Tengo apuntado que fue Alfonso García quien, no recuerdo a tenor de qué, me recomendó “La gran aventura” (Arne Sucksdorff, 1953; en Netflix). Quedó por ahí anotado, pero hasta anoche no pasé a verla.
Creía que era una ficción, cuando se ve que tuvo un importante éxito crítico como documental. Toda su primera parte sigue las peripecias de la población animal cercana a una granja sueca. Una zorra que de vez en cuando les roba una gallina para alimentar a sus crías, unas nutrias, diferentes aves y hasta un temible lince, los juegos y luchas entre ellos por la supervivencia, viendo nosotros cómo pasa el tiempo, las estaciones, que se las pela.
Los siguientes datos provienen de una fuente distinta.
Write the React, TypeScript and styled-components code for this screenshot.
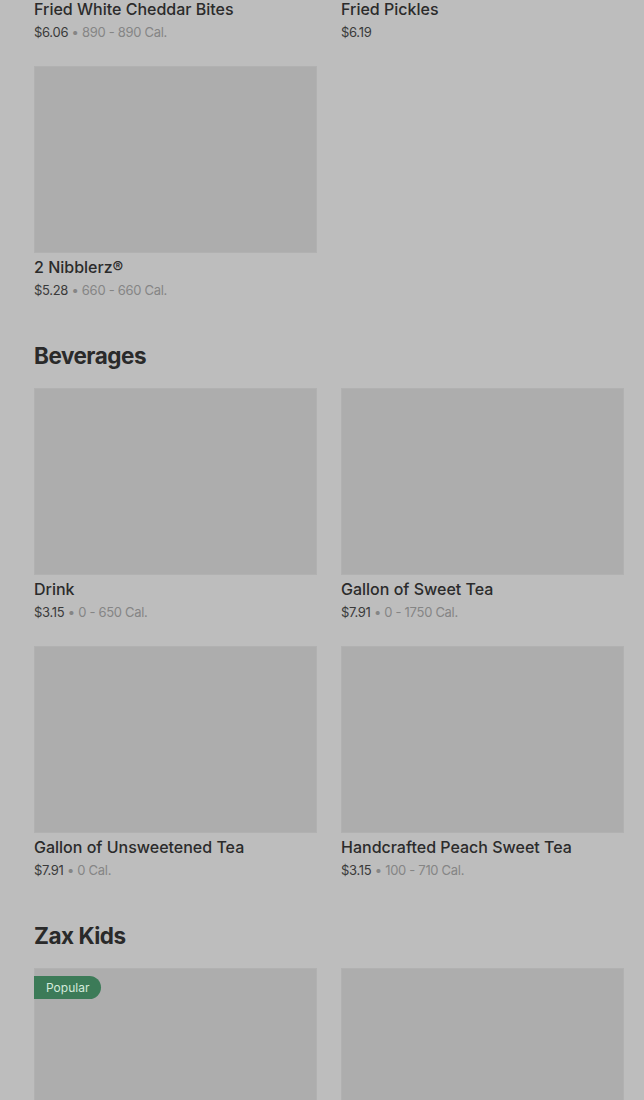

Consta como un documental, pero está saturado de aventuras, intriga, tensión y hasta comicidad de las que tanto suelen presumir las ficciones. De hecho, uno se imagina la laboriosidad para captar las imágenes que permiten dar una continuidad a toda esa aventura de la que habla el título. Todo tiene, eso sí, el tono amable de los documentales nórdicos de los 50, aunque asome la cabeza, no tan escondido, un universo de lo más cruel.
En esa primera parte los granjeros y sus hijos son, de hecho, una especie animal más, quizás la que más hace peligrar la continuidad de unos cuantos de los protagonistas. Pero, después de captar imágenes de la misa dominical en la iglesia de la región, la película se centra en las aventuras de los dos niños de la granja, que se hacen clandestinamente con una nutria como mascota.
Eso disminuye, a mi modo de ver, el gozo suministrado sin freno en toda esa primera parte, hace disminuir la tensión inicial para pasar a centrarse más en la anécdota y en la fotogenia del pequeño travieso de la casa. La hace más cine infantil, pero vaya, aún así diría que vale bastante la pena.